Ahora bien. En el ejercicio del poder y sobre todo en el intento por perpetuarse en él, bajo el pretexto de un lejano asalto de una ideología que en Colombia ha sido aplastada, cuando no masacrada; por lo general, se cometen acciones que se piensan menores, pero que no dejan de estar revestidas de engaño y fraude. El episodio presuntamente doloso, en el que se vincula a un ex presidente, no deja de tener ribetes sacados de una película peruana, yugoslava o chilena. O de una crónica de los años treinta llenos de ebriedad. Lo peor, que la puesta en escena sirva para poner en duda la institucionalidad y, sobre todo, desde la misma institucionalidad. ¿De qué manera se le va a enseñar a un adolescente o a un joven que hay qué respetar la institucionalidad?
El drama se degrada, cuando sus actores enardecidos utilizan la misma técnica teatral de enemigos acérrimos quienes, en su momento, pusieron en duda ante un futuro sancionatorio, los mecanismos controladores que tiene la misma institucionalidad, así estuvieran en manos equivocadas. Es como si le estuvieran dando la razón a su peor enemigo.
En nuestra flamante división de poderes -y la palabra flamante viene de flama- se está produciendo una grieta tan enorme que la cacareada democracia que ostenta orgullosa esa separación, comienza a mellarse, tanto como la patria, que dicen amar con locura, empieza a ser expuesta a la tribulación.
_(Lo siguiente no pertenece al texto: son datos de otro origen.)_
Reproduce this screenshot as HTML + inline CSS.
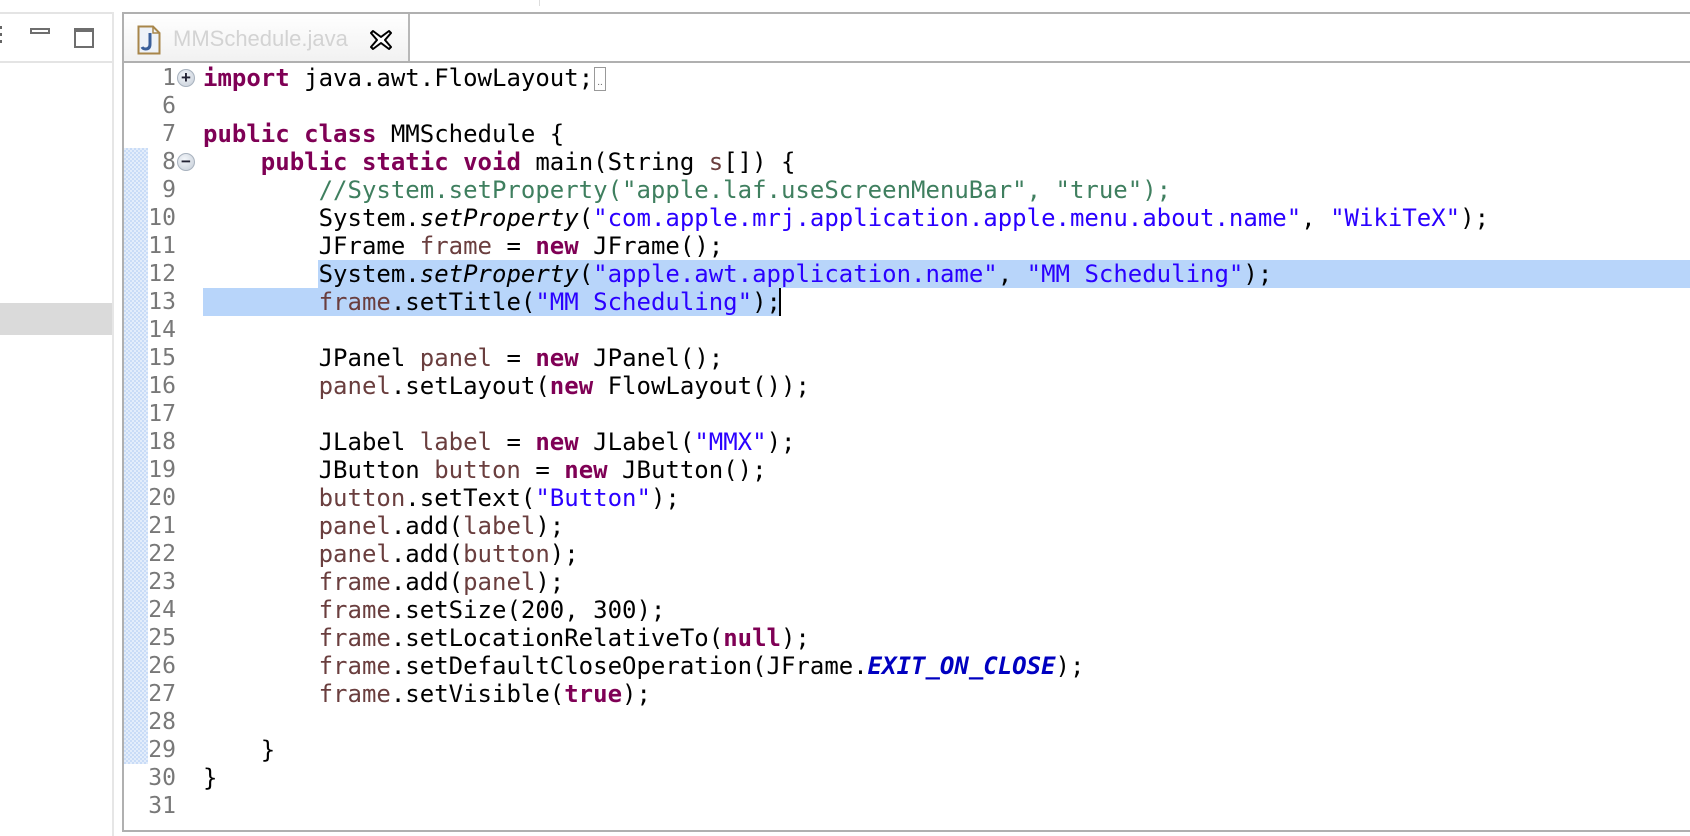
<!DOCTYPE html>
<html><head><meta charset="utf-8"><style>
html,body{margin:0;padding:0;width:1690px;height:836px;background:#fff;overflow:hidden;position:relative}
.abs{position:absolute}
.code{position:absolute;left:203px;font-family:"DejaVu Sans Mono","Liberation Mono",monospace;font-size:24px;letter-spacing:0px;white-space:pre;line-height:28px;height:28px;color:#000}
.ln{position:absolute;width:52px;left:124px;text-align:right;font-family:"DejaVu Sans Mono","Liberation Mono",monospace;font-size:23px;line-height:28px;color:#787878}
.k{color:#7f0055;font-weight:bold}
.s{color:#2a00ff}
.c{color:#3f7f5f}
.v{color:#6a3e3e}
.i{font-style:italic}
.cn{color:#0000c0;font-weight:bold;font-style:italic}
.sel{position:absolute;background:#b8d5fa;height:28px}
.dots{position:absolute;left:124px;width:24px;background-color:#e3edfb;background-image:linear-gradient(45deg,#c9dcf7 25%,transparent 25%,transparent 75%,#c9dcf7 75%),linear-gradient(45deg,#c9dcf7 25%,transparent 25%,transparent 75%,#c9dcf7 75%);background-size:4px 4px;background-position:0 0,2px 2px}
.fold{position:absolute;left:177px;width:18px;height:18px;border-radius:50%;background:radial-gradient(circle at 40% 35%,#f4f7fb,#c4ccd6);border:1px solid #a8b2be;box-sizing:border-box;font-family:"Liberation Sans",sans-serif;font-size:17px;line-height:15px;text-align:center;color:#223;font-weight:bold}
</style></head><body>
<div class="abs" style="left:539px;top:0;width:1px;height:6px;background:#ddd"></div>
<div class="abs" style="left:0;top:12px;width:112px;height:2px;background:#e4e4e4"></div>
<div class="abs" style="left:0;top:61px;width:112px;height:2px;background:#e4e4e4"></div>
<div class="abs" style="left:112px;top:12px;width:2px;height:824px;background:#e6e6e6"></div>
<div class="abs" style="left:0;top:303px;width:112px;height:32px;background:#dadada"></div>
<div class="abs" style="left:0;top:26px;width:2px;height:3px;background:#666"></div>
<div class="abs" style="left:0;top:33px;width:2px;height:3px;background:#666"></div>
<div class="abs" style="left:0;top:40px;width:2px;height:3px;background:#666"></div>
<div class="abs" style="left:30px;top:28px;width:20px;height:6px;border:2px solid #6e6e6e;box-sizing:border-box"></div>
<div class="abs" style="left:74px;top:28px;width:20px;height:20px;border:2px solid #6e6e6e;border-top-width:4px;box-sizing:border-box"></div>
<div class="abs" style="left:122px;top:12px;width:1600px;height:820px;border:2px solid #b0b0b0;box-sizing:border-box"></div>
<div class="abs" style="left:124px;top:14px;width:284px;height:48px;background:linear-gradient(#fff,#f1f1f1)"></div>
<div class="abs" style="left:408px;top:14px;width:2px;height:48px;background:#b8b8b8"></div>
<div class="abs" style="left:122px;top:61px;width:1570px;height:2px;background:#b0b0b0"></div>
<svg class="abs" style="left:137px;top:25px" width="24" height="30" viewBox="0 0 24 30">
<path d="M1.5 1.5 H16 L22.5 8 V28.5 H1.5 Z" fill="#eef2f8" stroke="#a8864a" stroke-width="2"/>
<path d="M16 1.5 V8 H22.5" fill="none" stroke="#a8864a" stroke-width="1.5"/>
<path d="M13 8 V19 Q13 24 8.5 24 Q6 24 5 22" fill="none" stroke="#3a5f9a" stroke-width="3"/>
</svg>
<div class="abs" style="left:173px;top:25px;font-family:'Liberation Sans',sans-serif;font-size:22px;color:#d3d3d3;line-height:28px">MMSchedule.java</div>
<svg class="abs" style="left:369px;top:29px" width="24" height="22" viewBox="0 0 24 22">
<path d="M4 2 L12 8 L20 2 L22 4 L16 11 L22 18 L20 20 L12 14 L4 20 L2 18 L8 11 L2 4 Z" fill="#fff" stroke="#000" stroke-width="2" stroke-linejoin="round"/>
</svg>
<div class="dots" style="top:148px;height:616px"></div>
<div class="sel" style="left:318px;top:260px;width:1400px"></div>
<div class="sel" style="left:203px;top:288px;width:576px"></div>
<div class="abs" style="left:779px;top:288px;width:2px;height:28px;background:#000"></div>
<div class="fold" style="top:69px">+</div>
<div class="fold" style="top:153px;line-height:16px">−</div>
<div class="abs" style="left:594px;top:67px;width:12px;height:24px;border:1.5px solid #999;box-sizing:border-box;font-size:10px;color:#666;font-family:'Liberation Sans';line-height:30px;text-align:center">..</div>

<div class="ln" style="top:64px">1</div><div class="code" style="top:64px"><span class="k">import</span> java.awt.FlowLayout;</div>
<div class="ln" style="top:92px">6</div>
<div class="ln" style="top:120px">7</div><div class="code" style="top:120px"><span class="k">public</span> <span class="k">class</span> MMSchedule {</div>
<div class="ln" style="top:148px">8</div><div class="code" style="top:148px">    <span class="k">public</span> <span class="k">static</span> <span class="k">void</span> main(String <span class="v">s</span>[]) {</div>
<div class="ln" style="top:176px">9</div><div class="code" style="top:176px">        <span class="c">//System.setProperty("apple.laf.useScreenMenuBar", "true");</span></div>
<div class="ln" style="top:204px">10</div><div class="code" style="top:204px">        System.<span class="i">setProperty</span>(<span class="s">"com.apple.mrj.application.apple.menu.about.name"</span>, <span class="s">"WikiTeX"</span>);</div>
<div class="ln" style="top:232px">11</div><div class="code" style="top:232px">        JFrame <span class="v">frame</span> = <span class="k">new</span> JFrame();</div>
<div class="ln" style="top:260px">12</div><div class="code" style="top:260px">        System.<span class="i">setProperty</span>(<span class="s">"apple.awt.application.name"</span>, <span class="s">"MM Scheduling"</span>);</div>
<div class="ln" style="top:288px">13</div><div class="code" style="top:288px">        <span class="v">frame</span>.setTitle(<span class="s">"MM Scheduling"</span>);</div>
<div class="ln" style="top:316px">14</div>
<div class="ln" style="top:344px">15</div><div class="code" style="top:344px">        JPanel <span class="v">panel</span> = <span class="k">new</span> JPanel();</div>
<div class="ln" style="top:372px">16</div><div class="code" style="top:372px">        <span class="v">panel</span>.setLayout(<span class="k">new</span> FlowLayout());</div>
<div class="ln" style="top:400px">17</div>
<div class="ln" style="top:428px">18</div><div class="code" style="top:428px">        JLabel <span class="v">label</span> = <span class="k">new</span> JLabel(<span class="s">"MMX"</span>);</div>
<div class="ln" style="top:456px">19</div><div class="code" style="top:456px">        JButton <span class="v">button</span> = <span class="k">new</span> JButton();</div>
<div class="ln" style="top:484px">20</div><div class="code" style="top:484px">        <span class="v">button</span>.setText(<span class="s">"Button"</span>);</div>
<div class="ln" style="top:512px">21</div><div class="code" style="top:512px">        <span class="v">panel</span>.add(<span class="v">label</span>);</div>
<div class="ln" style="top:540px">22</div><div class="code" style="top:540px">        <span class="v">panel</span>.add(<span class="v">button</span>);</div>
<div class="ln" style="top:568px">23</div><div class="code" style="top:568px">        <span class="v">frame</span>.add(<span class="v">panel</span>);</div>
<div class="ln" style="top:596px">24</div><div class="code" style="top:596px">        <span class="v">frame</span>.setSize(200, 300);</div>
<div class="ln" style="top:624px">25</div><div class="code" style="top:624px">        <span class="v">frame</span>.setLocationRelativeTo(<span class="k">null</span>);</div>
<div class="ln" style="top:652px">26</div><div class="code" style="top:652px">        <span class="v">frame</span>.setDefaultCloseOperation(JFrame.<span class="cn">EXIT_ON_CLOSE</span>);</div>
<div class="ln" style="top:680px">27</div><div class="code" style="top:680px">        <span class="v">frame</span>.setVisible(<span class="k">true</span>);</div>
<div class="ln" style="top:708px">28</div>
<div class="ln" style="top:736px">29</div><div class="code" style="top:736px">    }</div>
<div class="ln" style="top:764px">30</div><div class="code" style="top:764px">}</div>
<div class="ln" style="top:792px">31</div>
</body></html>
Poner en duda la administración de la ley, cuya procedencia es el mandato soberano del pueblo, es negar la existencia misma del pueblo que ha soportado todas las etapas de la opresión social, económica y política; y que ha puesto con su decisión electoral, contaminada o no, la esperanza de mantener un Estado de derecho. La nostalgia, otra vez la nostalgia, por regresar en otro modo y en otra denominación al poder absoluto, oportunamente desterrado en parte por la fuerza de las ideas del Barón de Burdeos y otros de su tiempo, es el producto decadente de una degeneración de lo que los mismos dueños del poder se inventaron: la política.